Рылеев не экспериментирует, как Кюхельбекер, с одой. Но и у него одический стиль — в гораздо более смягченном виде — источник патетических интонаций. Рылеев, если бы его творчество не было трагически оборвано, явился бы, по-видимому, истинным предшественником Лермонтова. По-лермонтовски звучит стихотворение «Гражданин». Это очень личное стихотворение — и вместе с тем в нем гражданственный пафос исключителен по напряженности:
Я ль буду в роковое время
Позорить гражданина сан...Рылеев обладал сильным лирическим даром, о чем свидетельствуют стихи, написанные им уже в крепости:
И плоть и кровь преграды вам поставит,
Вас будут гнать и предавать,
Осмеивать и дерзостно бесславить,
Торжественно вас будут убивать...(«Е. П. Оболенскому» — «О милый друг, как внятен голос твой...»)

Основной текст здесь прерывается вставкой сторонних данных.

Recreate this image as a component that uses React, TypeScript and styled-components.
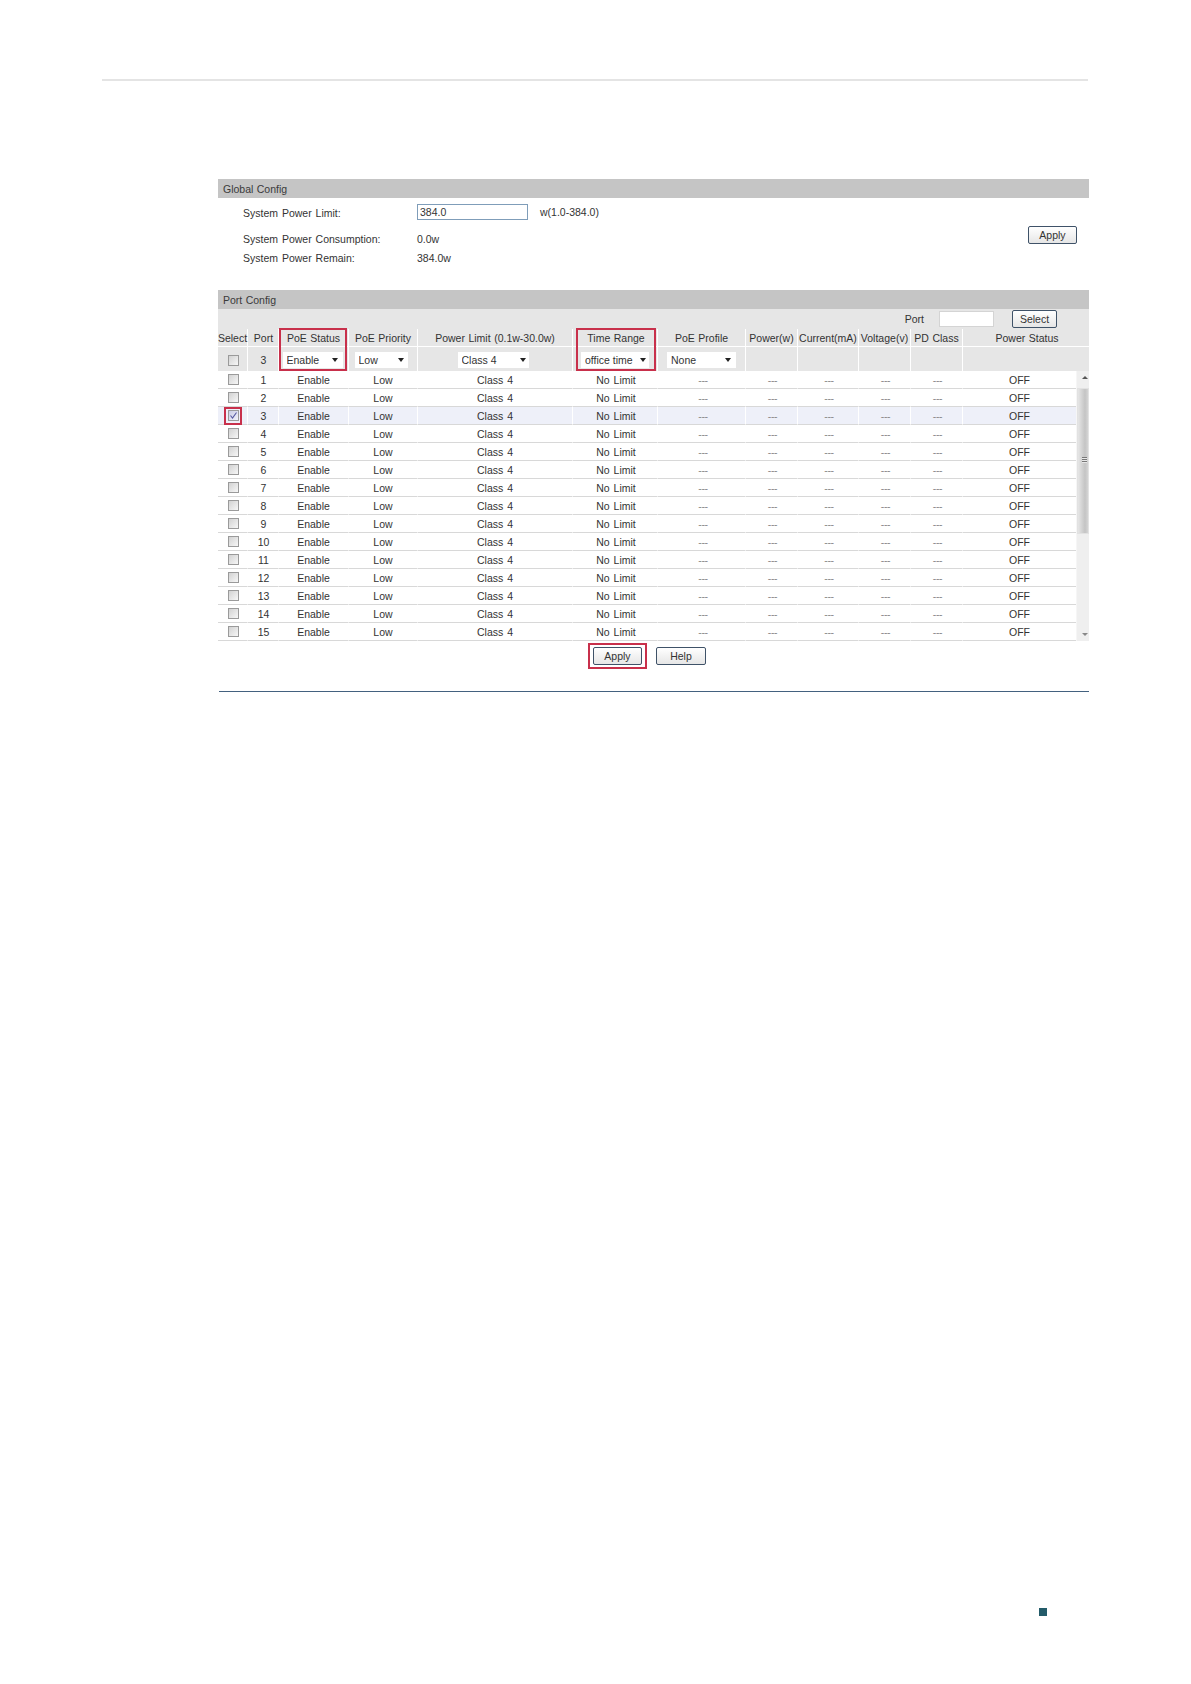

Опыт лирики Кюхельбекера, конечно, учитывался Рылеевым. Но несомненно и то, что Рылеев не только в «Думах» и поэмах, но и в лирике был ближе, чем Кюхельбекер, к романтизму. Впрочем, и Рылеев и Кюхельбекер были убеждены в превосходстве над лирикой стихотворного эпоса и драмы. Рылеев в лирическом роде писал совсем мало, целиком отдав себя эпическим «думам» и поэмам.
«Возможна ли поэма эпическая, которая бы наши нравы, наши обычаи, наш образ жизни так передавала потомству, как передал нам Гомер нравы, обычаи, образ
- 173 -
жизни троян и греков?»1 На этот свой вопрос Кюхельбекер отвечал утвердительно. Требования, которые он предъявлял к эпосу (и драме), были основательны; последующая история литературы, грандиозные успехи русского романа и драматургии это подтвердили. Но ошибкой было ожидать нового «чуда» от старых жанров классицизма — героической поэмы и трагедии. Жанровые пристрастия Кюхельбекера теснее всего связывали его с классицизмом.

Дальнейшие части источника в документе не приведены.